# Provided material start
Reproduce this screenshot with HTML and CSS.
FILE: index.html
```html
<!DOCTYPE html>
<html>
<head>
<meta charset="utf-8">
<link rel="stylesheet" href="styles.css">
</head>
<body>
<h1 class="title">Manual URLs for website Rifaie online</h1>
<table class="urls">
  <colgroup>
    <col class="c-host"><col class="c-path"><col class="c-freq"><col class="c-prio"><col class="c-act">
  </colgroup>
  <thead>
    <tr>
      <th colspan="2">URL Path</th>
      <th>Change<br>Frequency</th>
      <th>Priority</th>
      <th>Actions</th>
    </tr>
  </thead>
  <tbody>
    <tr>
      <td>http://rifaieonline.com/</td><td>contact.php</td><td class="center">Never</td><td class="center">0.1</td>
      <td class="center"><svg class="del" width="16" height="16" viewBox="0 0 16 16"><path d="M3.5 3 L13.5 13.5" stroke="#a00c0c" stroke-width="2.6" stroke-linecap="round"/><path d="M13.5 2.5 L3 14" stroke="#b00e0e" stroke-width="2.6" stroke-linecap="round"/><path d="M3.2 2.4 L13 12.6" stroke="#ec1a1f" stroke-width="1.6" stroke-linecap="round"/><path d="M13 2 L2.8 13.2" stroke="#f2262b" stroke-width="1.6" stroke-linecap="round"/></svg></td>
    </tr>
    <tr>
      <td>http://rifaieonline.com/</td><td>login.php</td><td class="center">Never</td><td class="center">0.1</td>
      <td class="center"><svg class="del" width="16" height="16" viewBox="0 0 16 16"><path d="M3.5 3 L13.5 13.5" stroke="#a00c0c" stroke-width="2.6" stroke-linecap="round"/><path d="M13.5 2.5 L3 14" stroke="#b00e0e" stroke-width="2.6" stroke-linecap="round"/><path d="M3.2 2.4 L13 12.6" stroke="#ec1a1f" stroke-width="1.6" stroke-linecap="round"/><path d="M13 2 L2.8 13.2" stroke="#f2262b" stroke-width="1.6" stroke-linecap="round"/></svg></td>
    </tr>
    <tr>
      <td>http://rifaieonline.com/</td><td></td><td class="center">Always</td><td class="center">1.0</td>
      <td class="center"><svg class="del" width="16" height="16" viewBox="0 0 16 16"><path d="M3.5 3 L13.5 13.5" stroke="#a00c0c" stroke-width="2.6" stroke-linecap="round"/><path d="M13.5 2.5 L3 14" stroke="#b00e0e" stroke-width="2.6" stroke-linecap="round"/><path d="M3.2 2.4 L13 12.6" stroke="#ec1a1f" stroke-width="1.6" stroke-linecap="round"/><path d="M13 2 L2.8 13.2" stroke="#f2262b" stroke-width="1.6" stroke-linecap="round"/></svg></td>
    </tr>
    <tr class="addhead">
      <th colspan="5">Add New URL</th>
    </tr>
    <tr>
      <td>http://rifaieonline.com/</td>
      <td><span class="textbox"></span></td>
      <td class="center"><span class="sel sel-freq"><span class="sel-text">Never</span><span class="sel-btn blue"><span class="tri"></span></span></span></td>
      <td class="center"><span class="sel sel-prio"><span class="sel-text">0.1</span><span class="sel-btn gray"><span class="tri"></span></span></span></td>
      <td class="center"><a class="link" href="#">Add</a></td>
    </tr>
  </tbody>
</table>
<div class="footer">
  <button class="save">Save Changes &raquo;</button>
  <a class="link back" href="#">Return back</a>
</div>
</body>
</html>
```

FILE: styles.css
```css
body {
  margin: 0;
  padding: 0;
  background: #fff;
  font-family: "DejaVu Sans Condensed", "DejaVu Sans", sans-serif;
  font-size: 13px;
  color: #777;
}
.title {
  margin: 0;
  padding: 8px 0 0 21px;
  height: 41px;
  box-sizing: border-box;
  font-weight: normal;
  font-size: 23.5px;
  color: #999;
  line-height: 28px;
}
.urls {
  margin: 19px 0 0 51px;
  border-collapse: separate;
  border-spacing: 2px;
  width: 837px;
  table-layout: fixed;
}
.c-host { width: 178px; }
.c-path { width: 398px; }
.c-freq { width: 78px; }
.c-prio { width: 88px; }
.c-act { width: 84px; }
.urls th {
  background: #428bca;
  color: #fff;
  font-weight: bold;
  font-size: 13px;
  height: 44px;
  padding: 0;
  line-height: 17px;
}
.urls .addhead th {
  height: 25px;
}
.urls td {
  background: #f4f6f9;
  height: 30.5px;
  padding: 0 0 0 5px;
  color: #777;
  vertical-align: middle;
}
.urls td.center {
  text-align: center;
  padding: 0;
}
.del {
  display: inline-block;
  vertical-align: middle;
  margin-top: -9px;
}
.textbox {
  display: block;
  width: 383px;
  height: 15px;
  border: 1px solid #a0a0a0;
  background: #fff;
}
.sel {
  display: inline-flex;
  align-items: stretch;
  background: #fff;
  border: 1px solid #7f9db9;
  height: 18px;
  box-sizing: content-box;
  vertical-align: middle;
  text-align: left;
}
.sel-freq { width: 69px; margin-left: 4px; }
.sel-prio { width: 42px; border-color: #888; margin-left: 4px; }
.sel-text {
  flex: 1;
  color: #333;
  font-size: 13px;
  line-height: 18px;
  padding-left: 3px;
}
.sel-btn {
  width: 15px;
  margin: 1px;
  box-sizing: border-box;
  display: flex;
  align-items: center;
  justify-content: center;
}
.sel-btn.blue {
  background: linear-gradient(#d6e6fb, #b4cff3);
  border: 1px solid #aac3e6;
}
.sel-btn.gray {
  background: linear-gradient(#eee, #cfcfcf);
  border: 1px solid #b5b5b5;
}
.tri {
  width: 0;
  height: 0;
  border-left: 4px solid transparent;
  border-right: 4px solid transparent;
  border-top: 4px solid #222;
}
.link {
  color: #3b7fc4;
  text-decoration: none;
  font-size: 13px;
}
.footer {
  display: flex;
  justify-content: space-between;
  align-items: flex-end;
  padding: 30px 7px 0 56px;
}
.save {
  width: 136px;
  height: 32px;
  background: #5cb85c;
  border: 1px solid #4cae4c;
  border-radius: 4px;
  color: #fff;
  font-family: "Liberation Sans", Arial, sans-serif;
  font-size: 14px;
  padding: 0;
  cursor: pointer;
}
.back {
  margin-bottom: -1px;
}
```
# Provided material end
What to produce -> Output all of the data again, exactly.

Reply ->
Reproduce this screenshot with HTML and CSS.
FILE: index.html
```html
<!DOCTYPE html>
<html>
<head>
<meta charset="utf-8">
<link rel="stylesheet" href="styles.css">
</head>
<body>
<h1 class="title">Manual URLs for website Rifaie online</h1>
<table class="urls">
  <colgroup>
    <col class="c-host"><col class="c-path"><col class="c-freq"><col class="c-prio"><col class="c-act">
  </colgroup>
  <thead>
    <tr>
      <th colspan="2">URL Path</th>
      <th>Change<br>Frequency</th>
      <th>Priority</th>
      <th>Actions</th>
    </tr>
  </thead>
  <tbody>
    <tr>
      <td>http://rifaieonline.com/</td><td>contact.php</td><td class="center">Never</td><td class="center">0.1</td>
      <td class="center"><svg class="del" width="16" height="16" viewBox="0 0 16 16"><path d="M3.5 3 L13.5 13.5" stroke="#a00c0c" stroke-width="2.6" stroke-linecap="round"/><path d="M13.5 2.5 L3 14" stroke="#b00e0e" stroke-width="2.6" stroke-linecap="round"/><path d="M3.2 2.4 L13 12.6" stroke="#ec1a1f" stroke-width="1.6" stroke-linecap="round"/><path d="M13 2 L2.8 13.2" stroke="#f2262b" stroke-width="1.6" stroke-linecap="round"/></svg></td>
    </tr>
    <tr>
      <td>http://rifaieonline.com/</td><td>login.php</td><td class="center">Never</td><td class="center">0.1</td>
      <td class="center"><svg class="del" width="16" height="16" viewBox="0 0 16 16"><path d="M3.5 3 L13.5 13.5" stroke="#a00c0c" stroke-width="2.6" stroke-linecap="round"/><path d="M13.5 2.5 L3 14" stroke="#b00e0e" stroke-width="2.6" stroke-linecap="round"/><path d="M3.2 2.4 L13 12.6" stroke="#ec1a1f" stroke-width="1.6" stroke-linecap="round"/><path d="M13 2 L2.8 13.2" stroke="#f2262b" stroke-width="1.6" stroke-linecap="round"/></svg></td>
    </tr>
    <tr>
      <td>http://rifaieonline.com/</td><td></td><td class="center">Always</td><td class="center">1.0</td>
      <td class="center"><svg class="del" width="16" height="16" viewBox="0 0 16 16"><path d="M3.5 3 L13.5 13.5" stroke="#a00c0c" stroke-width="2.6" stroke-linecap="round"/><path d="M13.5 2.5 L3 14" stroke="#b00e0e" stroke-width="2.6" stroke-linecap="round"/><path d="M3.2 2.4 L13 12.6" stroke="#ec1a1f" stroke-width="1.6" stroke-linecap="round"/><path d="M13 2 L2.8 13.2" stroke="#f2262b" stroke-width="1.6" stroke-linecap="round"/></svg></td>
    </tr>
    <tr class="addhead">
      <th colspan="5">Add New URL</th>
    </tr>
    <tr>
      <td>http://rifaieonline.com/</td>
      <td><span class="textbox"></span></td>
      <td class="center"><span class="sel sel-freq"><span class="sel-text">Never</span><span class="sel-btn blue"><span class="tri"></span></span></span></td>
      <td class="center"><span class="sel sel-prio"><span class="sel-text">0.1</span><span class="sel-btn gray"><span class="tri"></span></span></span></td>
      <td class="center"><a class="link" href="#">Add</a></td>
    </tr>
  </tbody>
</table>
<div class="footer">
  <button class="save">Save Changes &raquo;</button>
  <a class="link back" href="#">Return back</a>
</div>
</body>
</html>
```

FILE: styles.css
```css
body {
  margin: 0;
  padding: 0;
  background: #fff;
  font-family: "DejaVu Sans Condensed", "DejaVu Sans", sans-serif;
  font-size: 13px;
  color: #777;
}
.title {
  margin: 0;
  padding: 8px 0 0 21px;
  height: 41px;
  box-sizing: border-box;
  font-weight: normal;
  font-size: 23.5px;
  color: #999;
  line-height: 28px;
}
.urls {
  margin: 19px 0 0 51px;
  border-collapse: separate;
  border-spacing: 2px;
  width: 837px;
  table-layout: fixed;
}
.c-host { width: 178px; }
.c-path { width: 398px; }
.c-freq { width: 78px; }
.c-prio { width: 88px; }
.c-act { width: 84px; }
.urls th {
  background: #428bca;
  color: #fff;
  font-weight: bold;
  font-size: 13px;
  height: 44px;
  padding: 0;
  line-height: 17px;
}
.urls .addhead th {
  height: 25px;
}
.urls td {
  background: #f4f6f9;
  height: 30.5px;
  padding: 0 0 0 5px;
  color: #777;
  vertical-align: middle;
}
.urls td.center {
  text-align: center;
  padding: 0;
}
.del {
  display: inline-block;
  vertical-align: middle;
  margin-top: -9px;
}
.textbox {
  display: block;
  width: 383px;
  height: 15px;
  border: 1px solid #a0a0a0;
  background: #fff;
}
.sel {
  display: inline-flex;
  align-items: stretch;
  background: #fff;
  border: 1px solid #7f9db9;
  height: 18px;
  box-sizing: content-box;
  vertical-align: middle;
  text-align: left;
}
.sel-freq { width: 69px; margin-left: 4px; }
.sel-prio { width: 42px; border-color: #888; margin-left: 4px; }
.sel-text {
  flex: 1;
  color: #333;
  font-size: 13px;
  line-height: 18px;
  padding-left: 3px;
}
.sel-btn {
  width: 15px;
  margin: 1px;
  box-sizing: border-box;
  display: flex;
  align-items: center;
  justify-content: center;
}
.sel-btn.blue {
  background: linear-gradient(#d6e6fb, #b4cff3);
  border: 1px solid #aac3e6;
}
.sel-btn.gray {
  background: linear-gradient(#eee, #cfcfcf);
  border: 1px solid #b5b5b5;
}
.tri {
  width: 0;
  height: 0;
  border-left: 4px solid transparent;
  border-right: 4px solid transparent;
  border-top: 4px solid #222;
}
.link {
  color: #3b7fc4;
  text-decoration: none;
  font-size: 13px;
}
.footer {
  display: flex;
  justify-content: space-between;
  align-items: flex-end;
  padding: 30px 7px 0 56px;
}
.save {
  width: 136px;
  height: 32px;
  background: #5cb85c;
  border: 1px solid #4cae4c;
  border-radius: 4px;
  color: #fff;
  font-family: "Liberation Sans", Arial, sans-serif;
  font-size: 14px;
  padding: 0;
  cursor: pointer;
}
.back {
  margin-bottom: -1px;
}
```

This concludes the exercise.